Hockey is a hard-hitting sport that features passing, stickhandling, checking and shooting. In hockey, a player who is carrying the puck can be hit hard by opponents. This is done to dislodge the puck carrier from the puck or force an errant pass. However, the player cannot be hit from behind or hit in the head. When a player has been hit illegally, referees will call penalties. When a player commits a minor penalty such as holding, roughing, hooking or tripping, that player goes to the penalty box for two minutes and his team plays short-handed.
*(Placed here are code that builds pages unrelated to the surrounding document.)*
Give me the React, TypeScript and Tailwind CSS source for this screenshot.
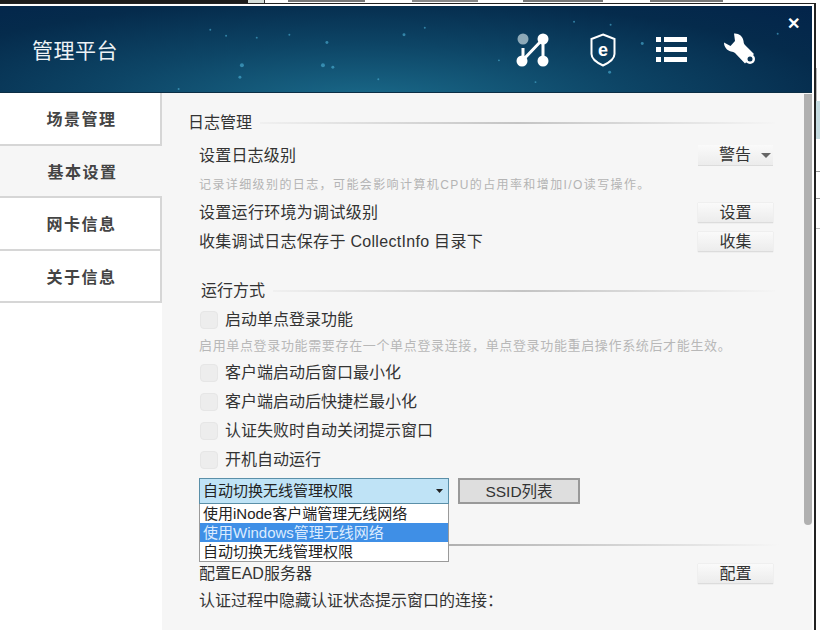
import type { ReactNode } from 'react';

const font = "font-['Liberation_Sans','Noto_Sans_CJK_SC',sans-serif]";

const tabs = ['场景管理', '基本设置', '网卡信息', '关于信息'];

function SectionTitle({ children, width }: { children: ReactNode; width: string }) {
  return (
    <div className="flex h-5 items-center gap-2">
      <span className="shrink-0 whitespace-nowrap text-[16px] leading-5 text-[#333]">{children}</span>
      <div className={`h-[2px] ${width} bg-gradient-to-r from-[#f0f0f0] via-[#c4c4c4] to-[#f5f5f5]`} />
    </div>
  );
}

function SideButton({ children }: { children: ReactNode }) {
  return (
    <button className="h-5 w-[75px] border-b border-[#dcdcdc] bg-gradient-to-b from-[#fafafa] to-[#ececec] text-[16px] leading-5 text-[#333] shadow-[0_0_1px_#ccc]">
      {children}
    </button>
  );
}

function CheckRow({ label }: { label: string }) {
  return (
    <div className="flex h-[29px] items-center gap-[7px] pl-[38px]">
      <span className="size-[18px] rounded-sm border border-[#e6e6e6] bg-[#ededed]" />
      <span className="whitespace-nowrap text-[16px] leading-5 text-[#333]">{label}</span>
    </div>
  );
}

function Stars() {
  return (
    <svg className="absolute inset-0 size-full" viewBox="0 0 812 87">
      {[
        [240, 60, 2], [322, 60, 2], [332, 62, 1.5], [238, 72, 1.5], [326, 37, 1.5], [404, 29, 1.5],
        [224, 30, 1], [208, 24, 1], [255, 32, 1], [288, 29, 1], [378, 74, 1], [176, 84, 1],
        [576, 16, 1], [613, 19, 1], [645, 38, 1.5], [612, 67, 1.5], [500, 55, 1], [537, 77, 1],
        [782, 28, 1], [63, 50, 0.8], [425, 22, 1],
      ].map(([x, y, r]) => (
        <circle key={`${x}-${y}`} cx={x} cy={y} r={r} fill="#4fb4d8" opacity="0.6" />
      ))}
    </svg>
  );
}

function NodeIcon() {
  return (
    <svg width="34" height="34" viewBox="0 0 34 34" fill="none" className="shrink-0">
      <circle cx="7" cy="6" r="5.5" fill="#b9cdd6" opacity="0.75" />
      <path d="M7 15v10M6 28L27 6M27 6v22" stroke="#fff" strokeWidth="3" />
      <circle cx="27" cy="6" r="5.5" fill="#fff" />
      <circle cx="6" cy="28" r="5.5" fill="#fff" />
      <circle cx="27" cy="28" r="5.5" fill="#fff" />
    </svg>
  );
}

function ShieldIcon() {
  return (
    <svg width="26" height="34" viewBox="0 0 26 34" fill="none" className="shrink-0">
      <path d="M13 1.500l11.500 4.500v15c0 4.500-5 8.500-11.500 11.500C6.500 29.500 1.500 25.500 1.500 21V6z" stroke="#fff" strokeWidth="2" />
      <text x="13" y="22.500" textAnchor="middle" fontSize="18" fontWeight="700" fill="#fff" fontFamily="Liberation Sans">
        e
      </text>
    </svg>
  );
}

function ListIcon() {
  return (
    <svg width="31" height="25" viewBox="0 0 31 25" fill="#fff" className="shrink-0">
      <rect x="0" y="0" width="5" height="5" />
      <rect x="8" y="0" width="23" height="5" />
      <rect x="0" y="10" width="5" height="5" />
      <rect x="8" y="10" width="23" height="5" />
      <rect x="0" y="20" width="5" height="5" />
      <rect x="8" y="20" width="23" height="5" />
    </svg>
  );
}

function WrenchIcon() {
  return (
    <svg width="33" height="33" viewBox="0 0 33 33" fill="none" className="shrink-0">
      <path
        d="M10 .5C14.500 0 19 3 19.500 8c.2 1.500.2 2.500 1.500 4L30 21l-9 9.500-10-10.500c-1-1-2.500-1-4-1.500C3 17.500 0 14 0 9.500L6.500 13 11 8z"
        fill="#fff"
      />
      <circle cx="26" cy="26" r="5" fill="#fff" />
      <circle cx="26" cy="26" r="2.500" fill="#0a3557" />
    </svg>
  );
}

export default function App() {
  return (
    <div className={`${font} flex h-[630px] w-[820px] flex-col overflow-hidden bg-white`}>
      {/* Window behind the dialog, only its bottom edge shows */}
      <div className="flex h-[3px] shrink-0 items-start bg-white">
        <div className="h-full w-[248px] bg-[#1c1c1c]" />
        <div className="h-full w-[17px] border-r border-[#333] bg-[#d5ddd8]" />
        <div className="ml-[23px] h-[2px] w-[77px] bg-[#777]" />
        <div className="ml-[47px] h-[2px] w-[66px] bg-[#888]" />
        <div className="ml-[45px] h-[2px] w-[80px] bg-[#777]" />
        <div className="ml-[47px] h-[2px] w-[73px] bg-[#777]" />
      </div>

      <div className="flex min-h-0 flex-1">
        <div className="flex w-[816px] flex-col border-r-2 border-t border-[#222]">
          <div className="flex min-h-0 flex-1 flex-col border-r-2 border-t-2 border-white bg-[#f6f6f6]">
            {/* Header */}
            <header className="relative flex h-[87px] shrink-0 items-center border-b border-[#0b2e45] bg-[radial-gradient(ellipse_at_45%_110%,#1a6a8a_0%,#0d4566_42%,#052b4c_76%,#03244a_100%)]">
              <Stars />
              <span className="relative ml-[32px] mt-[4px] text-[21px] tracking-[0.5px] text-[#eef3f6]">管理平台</span>
              <div className="relative ml-auto mr-[55px] mt-[1px] flex items-center gap-[40px]">
                <NodeIcon />
                <ShieldIcon />
                <ListIcon />
                <div className="-ml-[3px]">
                  <WrenchIcon />
                </div>
              </div>
              <span className="absolute right-[12px] top-[10px] text-[16px] font-bold leading-4 text-white">✕</span>
            </header>

            <div className="flex min-h-0 flex-1">
              {/* Side tabs */}
              <nav className="w-[162px] shrink-0 bg-white">
                {tabs.map((tab, i) => (
                  <div
                    key={tab}
                    className={`flex h-[52.5px] items-center justify-center border-b-2 border-[#d6d6d6] pl-[3px] pt-[4px] text-[16px] font-bold tracking-[1.5px] text-[#444] ${
                      i === 1 ? 'bg-[#f6f6f6]' : 'border-r-2 bg-white'
                    }`}
                  >
                    {tab}
                  </div>
                ))}
              </nav>

              {/* Settings content */}
              <main className="relative min-w-0 flex-1 pt-[20px]">
                <div className="pl-[26px]">
                  <SectionTitle width="w-[515px]">日志管理</SectionTitle>
                </div>

                <div className="mr-[39px] mt-[12px] flex items-center justify-between pl-[37px]">
                  <span className="text-[16px] leading-5 tracking-[0.2px] text-[#333]">设置日志级别</span>
                  <button className="flex h-[21px] w-[75px] items-center justify-end gap-[10px] border-b border-[#dcdcdc] bg-gradient-to-b from-[#fafafa] to-[#ececec] pr-[2px] text-[16px] leading-5 text-[#333]">
                    警告
                    <svg width="10" height="5" viewBox="0 0 10 5">
                      <path d="M0 0h10L5 5z" fill="#666" />
                    </svg>
                  </button>
                </div>
                <p className="mt-[11px] whitespace-nowrap pl-[37px] text-[12px] leading-4 tracking-[1.4px] text-[#b4b4b4]">
                  记录详细级别的日志，可能会影响计算机CPU的占用率和增加I/O读写操作。
                </p>
                <div className="mr-[39px] mt-[10px] flex items-center justify-between pl-[37px]">
                  <span className="text-[16px] leading-5 tracking-[0.3px] text-[#333]">设置运行环境为调试级别</span>
                  <SideButton>设置</SideButton>
                </div>
                <div className="mr-[39px] mt-[9px] flex items-center justify-between pl-[37px]">
                  <span className="text-[16px] leading-5 tracking-[0.3px] text-[#333]">收集调试日志保存于 CollectInfo 目录下</span>
                  <SideButton>收集</SideButton>
                </div>

                <div className="mt-[29px] pl-[39px]">
                  <SectionTitle width="w-[502px]">运行方式</SectionTitle>
                </div>

                <div className="mt-[4px]">
                  <CheckRow label="启动单点登录功能" />
                  <p className="whitespace-nowrap pl-[37px] text-[13px] leading-[24px] tracking-[0.65px] text-[#b8b8b8]">
                    启用单点登录功能需要存在一个单点登录连接，单点登录功能重启操作系统后才能生效。
                  </p>
                  <CheckRow label="客户端启动后窗口最小化" />
                  <CheckRow label="客户端启动后快捷栏最小化" />
                  <CheckRow label="认证失败时自动关闭提示窗口" />
                  <CheckRow label="开机自动运行" />
                </div>

                {/* Dropdown */}
                <div className="mt-[4px] flex items-start gap-[10px] pl-[37px]">
                  <div className="w-[250px]">
                    <div className="flex h-[26px] items-center justify-between border border-[#5a8fa8] bg-[#bfe3f6] pl-[3px] pr-[5px] text-[15px] text-[#222]">
                      自动切换无线管理权限
                      <svg width="7" height="4" viewBox="0 0 7 4">
                        <path d="M0 0h7L3.500 4z" fill="#222" />
                      </svg>
                    </div>
                    <ul className="border border-t-0 border-[#9a9a9a] bg-white text-[15px] leading-[19px] text-[#222]">
                      <li className="pl-[3px]">使用iNode客户端管理无线网络</li>
                      <li className="bg-[#3f8fe6] pl-[3px] text-[#dcecff]">使用Windows管理无线网络</li>
                      <li className="pl-[3px]">自动切换无线管理权限</li>
                    </ul>
                  </div>
                  <button className="-ml-[1px] h-[26px] w-[122px] border-2 border-[#999] bg-[#dedede] text-[15.500px] text-[#333]">
                    SSID列表
                  </button>
                </div>

                <div className="absolute left-[287px] top-[451px] h-[2px] w-[330px] bg-gradient-to-r from-[#b0b0b0] to-[#f6f6f6]" />

                <div className="mr-[39px] mt-[2px] flex items-center justify-between pl-[37px]">
                  <span className="text-[16px] leading-5 text-[#333]">配置EAD服务器</span>
                  <SideButton>配置</SideButton>
                </div>
                <p className="mt-[7px] whitespace-nowrap pl-[37px] text-[16px] leading-5 text-[#333]">认证过程中隐藏认证状态提示窗口的连接：</p>

                {/* Scrollbar */}
                <div className="absolute right-0 top-px h-[431px] w-2 rounded-b bg-[#b0b0b0]" />
              </main>
            </div>
          </div>
        </div>

        {/* Sliver of the table behind the dialog */}
        <div className="flex flex-1 flex-col">
          <div className="h-[65px]" />
          <div className="h-[33px] border-l border-[#bbb]" />
          <div className="h-[38px] bg-[#c5dbe0]" />
          <div className="h-[33px] border-b border-[#999]" />
          <div className="h-[27px] border-b border-[#999]" />
          <div className="h-[30px] border-b border-[#bbb]" />
        </div>
      </div>
    </div>
  );
}
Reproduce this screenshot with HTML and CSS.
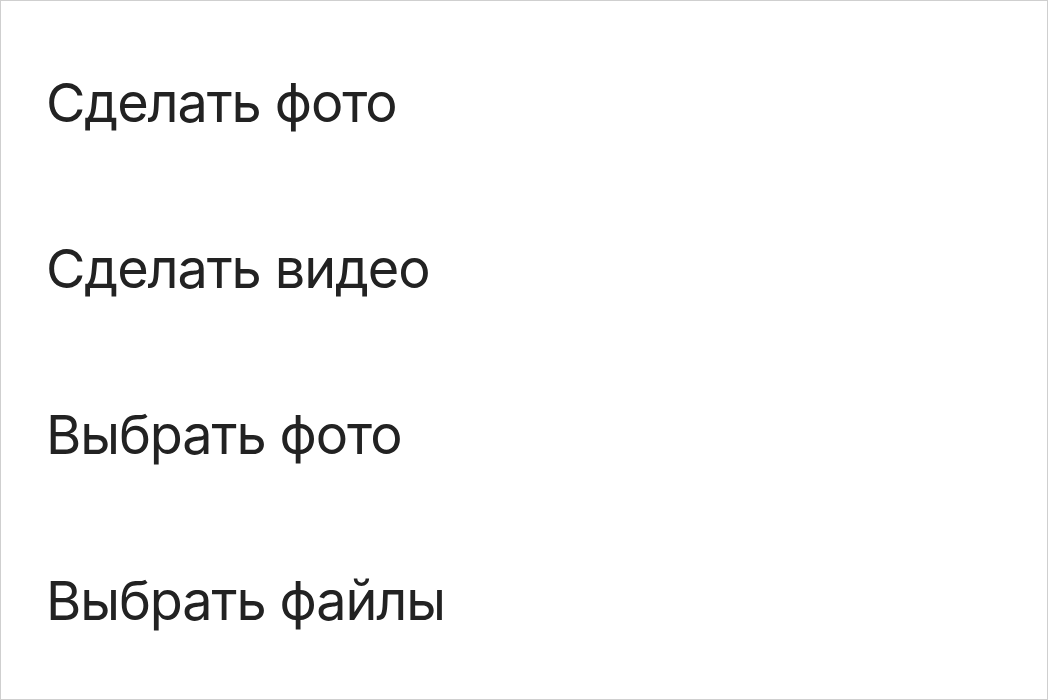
FILE: index.html
```html
<!DOCTYPE html>
<html lang="ru">
<head>
<meta charset="utf-8">
<link rel="stylesheet" href="styles.css">
</head>
<body>
<div class="sheet">
  <ul class="menu">
    <li class="menu-item">Сделать фото</li>
    <li class="menu-item">Сделать видео</li>
    <li class="menu-item">Выбрать фото</li>
    <li class="menu-item">Выбрать файлы</li>
  </ul>
</div>
</body>
</html>
```
FILE: styles.css
```css
html, body {
  margin: 0;
  padding: 0;
  background: #ffffff;
}
.sheet {
  box-sizing: border-box;
  width: 1048px;
  height: 700px;
  border: 1px solid #cfcfcf;
  background: #ffffff;
  padding-top: 19px;
}
.menu {
  list-style: none;
  margin: 0;
  padding: 0 0 0 45px;
}
.menu-item {
  font-family: Inter, "Noto Sans", sans-serif;
  font-size: 54px;
  line-height: 166px;
  color: #222222;
  letter-spacing: -1.1px;
}
```
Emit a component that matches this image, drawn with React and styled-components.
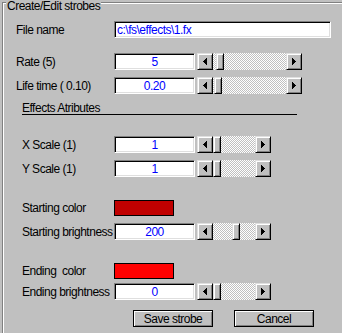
import React from "react";
import styled, { createGlobalStyle } from "styled-components";

const GlobalStyle = createGlobalStyle`
  html, body {
    margin: 0;
    padding: 0;
    background: #c0c0c0;
  }
  body {
    font-family: "Liberation Sans", Arial, sans-serif;
    font-size: 12px;
    letter-spacing: -0.5px;
    color: #000;
  }
`;

const fields = [
  { label: "Rate (5)", value: "5", gap: 15, width: 105, pos: 3, indent: 13 },
  { label: "Life time ( 0.10)", value: "0.20", gap: 7, width: 105, pos: 1, indent: 13 },
];

const scales = [
  { label: "X Scale (1)", value: "1", gap: 21, width: 74, pos: 0 },
  { label: "Y Scale (1)", value: "1", gap: 7, width: 74, pos: 0 },
];

const LeftArrow = () => (
  <svg width="4" height="7" viewBox="0 0 4 7" shapeRendering="crispEdges">
    <path d="M0 3h1v1H0zM1 2h1v3H1zM2 1h1v5H2zM3 0h1v7H3z" fill="#000" />
  </svg>
);

const RightArrow = () => (
  <svg width="4" height="7" viewBox="0 0 4 7" shapeRendering="crispEdges">
    <path d="M3 3h1v1H3zM2 2h1v3H2zM1 1h1v5H1zM0 0h1v7H0z" fill="#000" />
  </svg>
);

const ScrollBar = ({ width, pos }) => (
  <Scroll $w={width}>
    <ArrowButton>
      <LeftArrow />
    </ArrowButton>
    <Track>
      <Thumb $pos={pos} />
    </Track>
    <ArrowButton>
      <RightArrow />
    </ArrowButton>
  </Scroll>
);

const FieldRow = ({ label, value, gap, width, pos, indent = 19 }) => (
  <Row $gap={gap} $indent={indent}>
    <Label>{label}</Label>
    <Edit $w={81}>{value}</Edit>
    <ScrollBar width={width} pos={pos} />
  </Row>
);

const App = () => {
  return (
    <>
      <GlobalStyle />
      <Page>
        <Frame>
          <Legend>Create/Edit strobes</Legend>

          <Row $gap={18} $indent={13}>
            <Label>File name</Label>
            <Edit $w={217} $left>
              c:\fs\effects\1.fx
            </Edit>
          </Row>

          {fields.map((f) => (
            <FieldRow key={f.label} {...f} />
          ))}

          <Heading>Effects Atributes</Heading>

          {scales.map((f) => (
            <FieldRow key={f.label} {...f} />
          ))}

          <Row $gap={23} $indent={19} $h={16}>
            <Label>Starting color</Label>
            <Swatch $color="#c00000" />
          </Row>
          <FieldRow label="Starting brightness" value="200" gap={7} width={74} pos={19} />

          <Row $gap={23} $indent={19} $h={16}>
            <Label>Ending&nbsp; color</Label>
            <Swatch $color="#ff0000" />
          </Row>
          <FieldRow label="Ending brightness" value="0" gap={4} width={74} pos={0} />

          <Buttons>
            <Button>Save strobe</Button>
            <Button>Cancel</Button>
          </Buttons>
        </Frame>
      </Page>
    </>
  );
};

export default App;

const raised = `
  box-sizing: border-box;
  background: #c0c0c0;
  border: 1px solid;
  border-color: #dfdfdf #000 #000 #dfdfdf;
  box-shadow: inset 1px 1px 0 #fff, inset -1px -1px 0 #808080;
`;

const Page = styled.div`
  width: 342px;
  height: 333px;
  overflow: hidden;
  box-sizing: border-box;
  padding: 2px 0 0 2px;
`;

const Frame = styled.div`
  position: relative;
  height: 420px;
  border-top: 1px solid #808080;
  border-left: 1px solid #808080;
  box-shadow: inset 1px 1px 0 #fff;
  display: flex;
  flex-direction: column;
`;

const Legend = styled.div`
  position: absolute;
  top: -4px;
  left: 3px;
  padding: 0 1px;
  line-height: 14px;
  background: #c0c0c0;
`;

const Row = styled.div`
  display: grid;
  grid-template-columns: ${(p) => 111 - p.$indent}px auto auto;
  justify-content: start;
  align-items: center;
  height: ${(p) => p.$h || 17}px;
  margin-top: ${(p) => p.$gap}px;
  padding-left: ${(p) => p.$indent}px;
`;

const Label = styled.div`
  white-space: nowrap;
  line-height: 14px;
`;

const Edit = styled.div`
  width: ${(p) => p.$w}px;
  height: 17px;
  box-sizing: border-box;
  background: #fff;
  border: 1px solid;
  border-color: #808080 #fff #fff #808080;
  box-shadow: inset 1px 1px 0 #000, inset -1px -1px 0 #dfdfdf;
  color: #0000ff;
  display: flex;
  align-items: center;
  justify-content: ${(p) => (p.$left ? "flex-start" : "center")};
  padding: 0 2px;
  white-space: nowrap;
`;

const Scroll = styled.div`
  display: flex;
  width: ${(p) => p.$w}px;
  height: 17px;
  margin-left: 2px;
`;

const ArrowButton = styled.div`
  ${raised}
  width: 16px;
  height: 17px;
  display: flex;
  align-items: center;
  justify-content: center;
  flex: none;
`;

const Track = styled.div`
  flex: 1;
  display: flex;
  background-color: #c0c0c0;
  background-image: conic-gradient(
    #fff 25%,
    transparent 0 50%,
    #fff 0 75%,
    transparent 0
  );
  background-size: 2px 2px;
`;

const Thumb = styled.div`
  ${raised}
  width: 8px;
  height: 17px;
  margin-left: ${(p) => p.$pos}px;
`;

const Heading = styled.div`
  margin-top: 8px;
  margin-left: 19px;
  width: 275px;
  height: 12px;
  line-height: 12px;
  border-bottom: 1px solid #000;
`;

const Swatch = styled.div`
  width: 60px;
  height: 16px;
  box-sizing: border-box;
  border: 1px solid #000;
  background: ${(p) => p.$color};
`;

const Buttons = styled.div`
  display: flex;
  gap: 21px;
  margin-top: 10px;
  padding-left: 130px;
`;

const Button = styled.div`
  box-sizing: border-box;
  width: 80px;
  height: 17px;
  border: 1px solid #000;
  box-shadow: inset 1px 1px 0 #fff, inset -1px -1px 0 #808080;
  display: flex;
  align-items: center;
  justify-content: center;
  line-height: 14px;
`;
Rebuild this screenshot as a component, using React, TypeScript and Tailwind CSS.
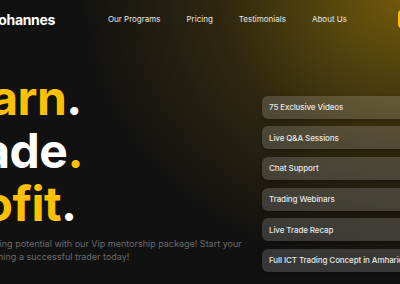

If the opponent scores a goal with the man advantage, the penalized player comes out of the box and the team is no longer short-handed.

Fighting

Hockey players also engage in fights on the ice from time to time. Players will exchange punches for 30 seconds to two minutes and the fight ends when one player is clearly beaten or officials stop the fight. Players go to the penalty box for five minutes and face no other ramifications if the fight is deemed as "clean."

1980 U.S. Olympic Hockey Team

The 1980 victory by the U.S. Olympic hockey team against the heavily favored juggernaut from the Soviet Union in the semifinals was dubbed the "Miracle On Ice" and is one of the most memorable moments in American sports history. The U.S. team, coached by Herb Brooks, then beat Finland for the gold medal. The team was made up of college all-stars, and the Soviet team it defeated was composed of that country's best players. The Soviets had defeated a team of NHL all-stars before the Olympics.

National Hockey League

The NHL is the top professional hockey league in North America. It consists of 30 teams, and each team plays 82 games during the regular season in a league comprised of two conferences and six divisions. Eight teams in each conference make the annual Stanley Cup playoffs, and the winner of four rounds of best-of-seven games playoffs earns the league championship. Wayne Gretzky, Bobby Orr, Mario Lemieux and Gordie Howe were some of the top players in league history. The Montreal Canadiens have won 24 league championships, more than any other franchise in league history.